Werden diese Faktoren ausgewertet, kann man einen Wert ermitteln, der Auskunft darüber gibt, wie Leser Inhalte bewerten.

Was man von Ratings für seine journalistische Arbeit lernen kann

Leserfeedback sollte nicht nur nice-to-have sein, sondern eine Notwendigkeit, aus der wichtige Rückschlüsse für die zukünftige Arbeit des Journalisten gezogen werden. Das Rating kann auch schon in "softer" Form Aufschluss darüber geben, ob die Inhalte in die richtige Richtung gehen oder komplett am Lesergeschmack vorbeischießen. Likes geben möglicherweise eher Tendenzen an, Kommentare sind vielleicht differenzierter (und manchmal qualitativer), dafür aber weniger repräsentativ, da sie in der Regel weniger vertreten sind als Likes.

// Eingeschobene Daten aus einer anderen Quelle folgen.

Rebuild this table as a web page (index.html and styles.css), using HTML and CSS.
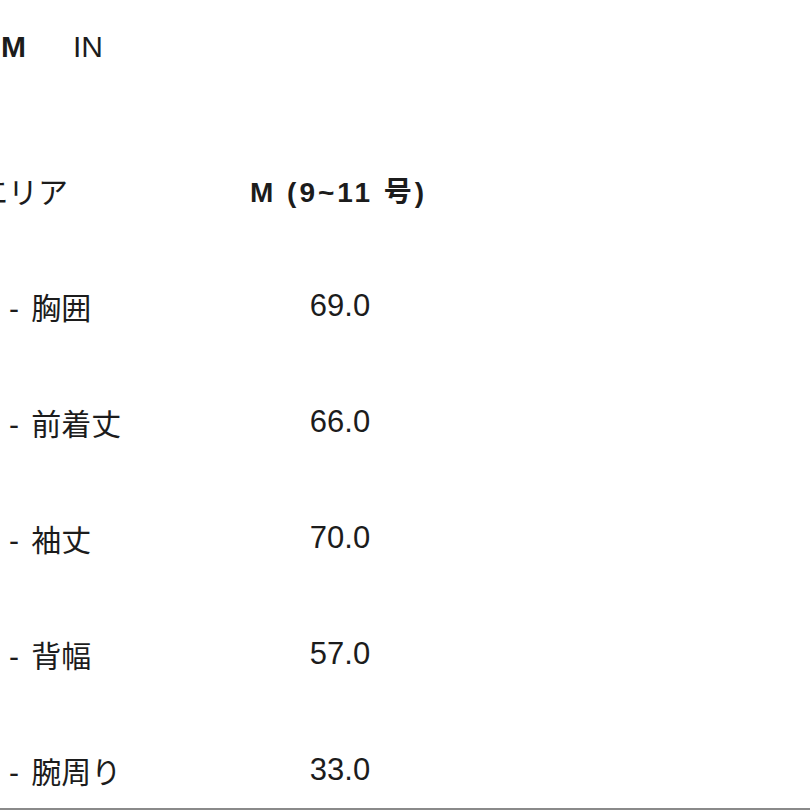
FILE: index.html
```html
<!DOCTYPE html>
<html lang="ja">
<head>
<meta charset="utf-8">
<link rel="stylesheet" href="styles.css">
</head>
<body>
<div class="page">
  <div class="tabs">
    <span class="tab active">M</span>
    <span class="tab">IN</span>
  </div>
  <div class="table">
    <div class="row head">
      <div class="label cut">エリア</div>
      <div class="value">M (9~11 号)</div>
    </div>
    <div class="row">
      <div class="label">- 胸囲</div>
      <div class="value">69.0</div>
    </div>
    <div class="row">
      <div class="label">- 前着丈</div>
      <div class="value">66.0</div>
    </div>
    <div class="row">
      <div class="label">- 袖丈</div>
      <div class="value">70.0</div>
    </div>
    <div class="row">
      <div class="label">- 背幅</div>
      <div class="value">57.0</div>
    </div>
    <div class="row">
      <div class="label">- 腕周り</div>
      <div class="value">33.0</div>
    </div>
  </div>
  <div class="rule"></div>
</div>
</body>
</html>
```

FILE: styles.css
```css
html, body {
  margin: 0;
  padding: 0;
  background: #ffffff;
}
body {
  width: 810px;
  height: 810px;
  overflow: hidden;
  font-family: "Liberation Sans", "Noto Sans CJK JP", sans-serif;
  color: #1c1c1c;
}
.page {
  display: flex;
  flex-direction: column;
  height: 810px;
}
.tabs {
  flex-shrink: 0;
  display: flex;
  align-items: center;
  gap: 48px;
  height: 93px;
  padding-left: 1px;
  font-size: 30px;
  box-sizing: border-box;
}
.tab.active {
  font-weight: 700;
  letter-spacing: -1px;
}
.table {
  flex: 1;
  min-height: 0;
  overflow: hidden;
  display: flex;
  flex-direction: column;
  margin-top: 39px;
}
.row {
  flex-shrink: 0;
  display: grid;
  grid-template-columns: 250px 180px;
  align-items: center;
  height: 116px;
}
.label {
  padding-left: 9px;
  font-size: 30px;
  word-spacing: 4px;
  white-space: nowrap;
}
.label.cut {
  padding-left: 0;
  margin-left: -22px;
}
.value {
  text-align: center;
  font-size: 31px;
  white-space: nowrap;
}
.head .value {
  text-align: left;
  font-weight: 700;
  font-size: 28px;
  letter-spacing: 3px;
}
.rule {
  flex-shrink: 0;
  height: 2px;
  background: #8a8a8a;
}
```
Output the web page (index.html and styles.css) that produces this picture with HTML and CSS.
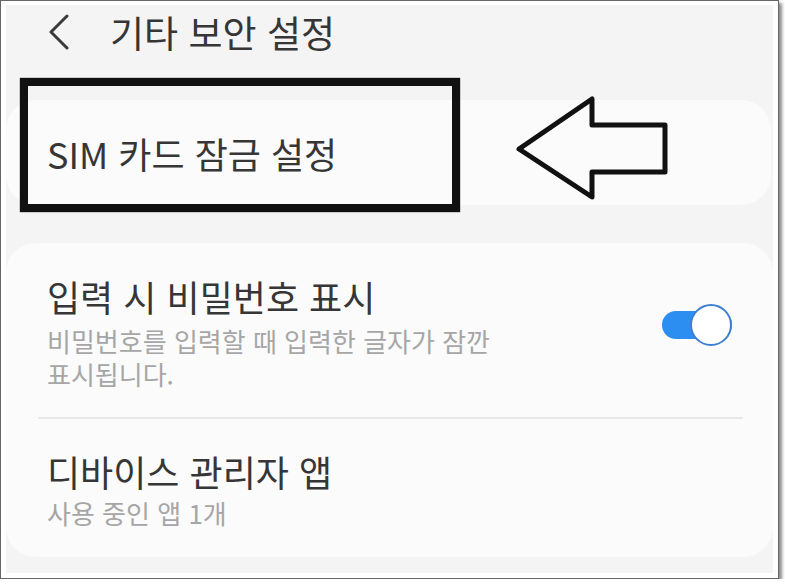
FILE: index.html
```html
<!DOCTYPE html>
<html lang="ko">
<head>
    <meta charset="UTF-8">
    <title>기타 보안 설정</title>
    <link rel="stylesheet" href="styles.css">
</head>
<body>

<div class="shot">
    <div class="screen">
        <!-- Top bar -->
        <div class="topbar">
            <svg class="back" width="22" height="36" viewBox="0 0 22 36">
                <polyline points="19,2 3,18 19,34" fill="none" stroke="#3a3a3a" stroke-width="3" stroke-linecap="round" stroke-linejoin="round"/>
            </svg>
            <div class="title">기타 보안 설정</div>
        </div>

        <!-- SIM card -->
        <div class="card card-sim">
            <div class="item-title">SIM 카드 잠금 설정</div>
        </div>

        <!-- Other options -->
        <div class="card card-list">
            <div class="row row-first">
                <div class="row-text">
                    <div class="item-title">입력 시 비밀번호 표시</div>
                    <div class="item-sub">비밀번호를 입력할 때 입력한 글자가 잠깐<br>표시됩니다.</div>
                </div>
                <div class="switch"><div class="knob"></div></div>
            </div>
            <div class="divider"></div>
            <div class="row row-last">
                <div class="row-text">
                    <div class="item-title">디바이스 관리자 앱</div>
                    <div class="item-sub">사용 중인 앱 1개</div>
                </div>
            </div>
        </div>

        <!-- Annotation -->
        <div class="mark-box"></div>
        <svg class="mark-arrow" width="180" height="120" viewBox="0 0 180 120">
            <polygon points="10,55 83,5 83,31 156,31 156,78 83,78 83,103" fill="none" stroke="#111" stroke-width="5" stroke-linejoin="round"/>
        </svg>
    </div>
</div>

</body>
</html>
```

FILE: styles.css
```css
* {
    margin: 0;
    padding: 0;
    box-sizing: border-box;
}
body {
    background: #fff;
    font-family: "Noto Sans CJK KR", "Noto Sans", sans-serif;
}
/* Framed screenshot */
.shot {
    width: 779px;
    height: 579px;
    border: 1px solid #666;
    padding: 4px 5px 5px 5px;
    background: #fff;
    box-shadow: 3px 3px 3px rgba(0, 0, 0, 0.45);
}
.screen {
    position: relative;
    height: 100%;
    background: #f4f4f4;
    overflow: hidden;
}
/* Top bar */
.topbar {
    display: flex;
    align-items: center;
    height: 54px;
    padding-left: 42px;
}
.back {
    margin-right: 40px;
}
.title {
    font-size: 37px;
    color: #363636;
    line-height: 46px;
}
/* Cards */
.card {
    background: #fbfbfb;
    border-radius: 30px;
}
.card-sim {
    margin: 41px 2px 0 0;
    height: 105px;
    display: flex;
    align-items: center;
    padding-left: 41px;
}
.card-list {
    margin-top: 38px;
    height: 314px;
}
.item-title {
    font-size: 36px;
    line-height: 44px;
    color: #363636;
}
.item-sub {
    font-size: 26px;
    line-height: 33px;
    color: #a6a6a6;
}
.row {
    display: flex;
    align-items: center;
    justify-content: space-between;
    padding: 0 41px;
}
.row-first {
    padding-top: 31px;
    padding-bottom: 27px;
}
.row-first .item-sub {
    margin-top: 6px;
}
.row-last {
    padding-top: 30px;
}
.row-last .item-sub {
    margin-top: 3px;
}
.divider {
    height: 2px;
    background: #e8e8e8;
    margin: 0 30px 0 32px;
}
/* Toggle */
.switch {
    position: relative;
    width: 70px;
    height: 28px;
    margin-top: -14px;
    border-radius: 14px;
    background: #2b8ef0;
}
.knob {
    position: absolute;
    right: 0;
    top: -7px;
    width: 42px;
    height: 42px;
    border-radius: 50%;
    background: #fff;
    border: 2px solid #3f7fd0;
}
/* Annotation overlay */
.mark-box {
    position: absolute;
    left: 14px;
    top: 73px;
    width: 440px;
    height: 134px;
    border: 8px solid #111;
    box-shadow: 0 0 1px #000;
}
.mark-arrow {
    position: absolute;
    left: 503px;
    top: 89px;
}
```
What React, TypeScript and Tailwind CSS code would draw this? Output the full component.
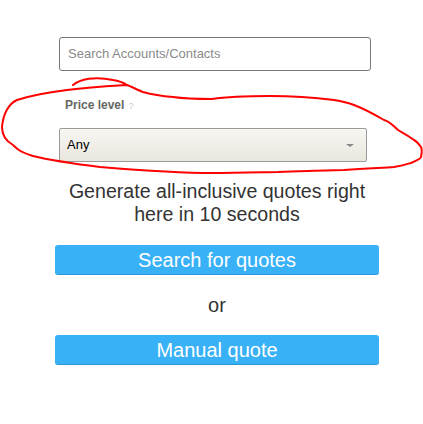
export default function App() {
  return (
    <div className="relative w-[423px] h-[424px] bg-white overflow-hidden font-['Liberation_Sans',Arial,sans-serif]">
      <div className="pt-[37px] pl-[59px] w-[312px] box-content">
        {/* Search */}
        <div className="h-[34px] border border-[#767676] rounded-[3px] flex items-center px-2">
          <span className="text-[13px] text-[#8a8a8a]">Search Accounts/Contacts</span>
        </div>

        {/* Price level */}
        <div className="mt-[25px] pl-[6px] flex items-baseline gap-1 h-[16px]">
          <span className="text-[12px] font-bold text-[#666]">Price level</span>
          <span className="text-[9px] text-[#c8c8c8]">?</span>
        </div>
        <div className="mt-[16px] w-[308px] h-[34px] border border-[#9a9a9a] rounded-[2px] bg-gradient-to-b from-[#f7f6f2] to-[#e9e6dd] flex items-center justify-between pl-[7px] pr-[12px]">
          <span className="text-[13px] text-black">Any</span>
          <span className="w-0 h-0 border-l-[4px] border-r-[4px] border-t-[3px] border-l-transparent border-r-transparent border-t-[#888]" />
        </div>
      </div>

      <div className="mt-[18px] pl-[55px] w-[324px] box-content flex flex-col items-center">
        <p className="text-[19.6px] leading-[23px] text-[#333] text-center w-[324px]">
          Generate all-inclusive quotes right
          <br />
          here in 10 seconds
        </p>
        <button className="mt-[19px] w-[324px] h-[30px] rounded-[3px] bg-[#38b1f7] border-b border-[#2a98d8] text-white text-[20px] leading-[28px]">
          Search for quotes
        </button>
        <p className="mt-[18px] text-[20px] leading-[24px] text-[#333]">or</p>
        <button className="mt-[18px] w-[324px] h-[30px] rounded-[3px] bg-[#38b1f7] border-b border-[#2a98d8] text-white text-[20px] leading-[28px]">
          Manual quote
        </button>
      </div>

      {/* hand-drawn annotation */}
      <svg className="absolute left-0 top-0 pointer-events-none" width="423" height="424" viewBox="0 0 423 424" fill="none">
        <path
          d="M73 85 C80 79 95 76 113 80 C120 81 124 83 127 85 C110 86 90 87 67 90 C50 92 33 95 17 100 C8 104 3 115 2 127 C2 135 6 141 13 145 C17 149 20 152 33 156 C45 159 60 162 100 167 C150 171 190 173 212 173 C240 173 270 172 278 172 C310 171 330 170 344 170 C370 168 385 168 394 167 C405 165 410 163 411 163 C418 160 421 158 421 157 C422 152 422 149 421 147 C418 143 416 141 414 140 C406 134 401 132 398 130 C392 124 388 121 384 120 C372 113 362 108 354 105 C346 102 340 101 334 100 C310 97 290 96 270 96 C240 96 225 97 212 99 C195 99 180 98 173 97 C160 96 150 94 143 92 C138 90 132 87 127 85"
          stroke="#ff0000"
          strokeWidth="2"
          strokeLinecap="round"
          strokeLinejoin="round"
        />
      </svg>
    </div>
  );
}
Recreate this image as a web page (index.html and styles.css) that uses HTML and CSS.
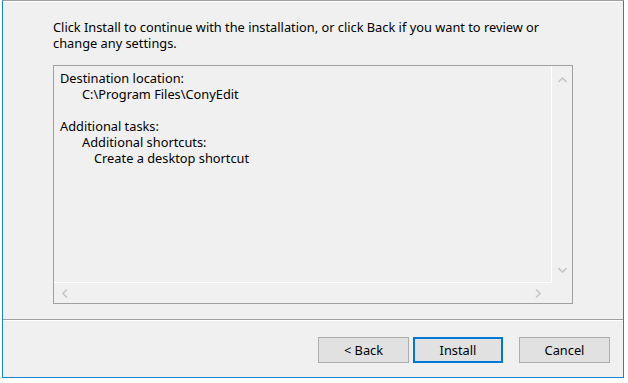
FILE: index.html
```html
<!DOCTYPE html>
<html>
<head>
<meta charset="utf-8">
<link rel="stylesheet" href="styles.css">
</head>
<body>
<div class="window">
  <div class="main">
    <p class="intro">Click Install to continue with the installation, or click Back if you want to review or change any settings.</p>
    <div class="memo">
      <div class="memo-content">
        <div class="line">Destination location:</div>
        <div class="line ind1">C:\Program Files\ConyEdit</div>
        <div class="line">&nbsp;</div>
        <div class="line">Additional tasks:</div>
        <div class="line ind1">Additional shortcuts:</div>
        <div class="line ind2">Create a desktop shortcut</div>
      </div>
      <div class="vscroll">
        <svg class="arrow" width="9" height="6" viewBox="0 0 9 6"><path d="M0.5 5 L4.5 1 L8.5 5" fill="none" stroke="#c6c6c6" stroke-width="1.6"/></svg>
        <svg class="arrow" width="9" height="6" viewBox="0 0 9 6"><path d="M0.5 1 L4.5 5 L8.5 1" fill="none" stroke="#c6c6c6" stroke-width="1.6"/></svg>
      </div>
      <div class="hscroll">
        <svg class="arrow" width="6" height="9" viewBox="0 0 6 9"><path d="M5 0.5 L1 4.5 L5 8.5" fill="none" stroke="#c6c6c6" stroke-width="1.6"/></svg>
        <svg class="arrow" width="6" height="9" viewBox="0 0 6 9"><path d="M1 0.5 L5 4.5 L1 8.5" fill="none" stroke="#c6c6c6" stroke-width="1.6"/></svg>
      </div>
      <div class="corner"></div>
    </div>
  </div>
  <div class="footer">
    <button class="btn">&lt; Back</button>
    <button class="btn default">Install</button>
    <button class="btn cancel">Cancel</button>
  </div>
</div>
</body>
</html>
```
FILE: styles.css
```css
html, body {
  margin: 0;
  padding: 0;
  background: #ffffff;
}
body {
  font-family: "Noto Sans", "Open Sans", sans-serif;
  font-size: 12.8px;
  color: #000;
}
.window {
  margin-left: 2px;
  width: 620px;
  height: 376px;
  background: #f0f0f0;
  border-top: 1px solid #a0a0a0;
  border-left: 1px solid #1883d7;
  border-right: 1px solid #1883d7;
  border-bottom: 1px solid #1883d7;
  box-shadow: inset 0 1px 0 #ffffff;
  display: flex;
  flex-direction: column;
}
.main {
  height: 319px;
  padding-left: 50px;
  box-sizing: border-box;
  border-bottom: 1px solid #a0a0a0;
  box-shadow: 0 1px 0 #ffffff;
}
.intro {
  margin: 0;
  padding-top: 18px;
  width: 520px;
  line-height: 16px;
  height: 46px;
}
.memo {
  width: 520px;
  height: 239px;
  box-sizing: border-box;
  border: 1px solid #a0a0a0;
  display: grid;
  grid-template-columns: 1fr 20px;
  grid-template-rows: 1fr 20px;
}
.memo-content {
  padding: 4px 0 0 6px;
  border-right: 1px solid #ffffff;
  border-bottom: 1px solid #ffffff;
  line-height: 16px;
}
.ind1 { padding-left: 22px; }
.ind2 { padding-left: 34px; }
.vscroll {
  display: flex;
  flex-direction: column;
  justify-content: space-between;
  align-items: center;
  padding: 11px 0 10px;
}
.hscroll {
  display: flex;
  justify-content: space-between;
  align-items: center;
  padding: 0 11px 0 8px;
}
.arrow { display: block; }
.footer {
  flex: 1;
  display: flex;
  align-items: flex-start;
  justify-content: flex-end;
  padding: 17px 13px 0 0;
}
.btn {
  width: 91px;
  height: 26px;
  box-sizing: border-box;
  background: #e1e1e1;
  border: 1px solid #adadad;
  font-family: "Noto Sans", "Open Sans", sans-serif;
  font-size: 12.8px;
  color: #000;
  padding: 0;
  margin: 0;
}
.btn + .btn { margin-left: 4px; }
.btn.default {
  border: 2px solid #0078d7;
  width: 90px;
}
.btn.cancel { margin-left: 16px; }
```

Aus dem Feedback sollten sich für den Journalisten direkte To-dos ergeben. Diese kann er in Form eines ausdifferenzierteren Reportings herausfinden und sich Tracking-Tools zunutze machen.

Um noch einmal auf das Saftpressen-Beispiel zurückzukommen: Gewiss ist ein journalistisches Produkt in Form eines Artikels kein Gebrauchsgegenstand, den man so bewerten würde wie einen Küchenhelfer auf Amazon. Dennoch sind auch Rezensionen zu einzelnen Artikeln für den Journalisten und seine Qualitätssicherung wichtig. Außerdem können sich daran auch andere Leser orientieren, zu einer Community zusammenfinden, über Artikel diskutieren und sich austauschen. Dadurch erhalten Inhalte eine ganz neue Wertigkeit.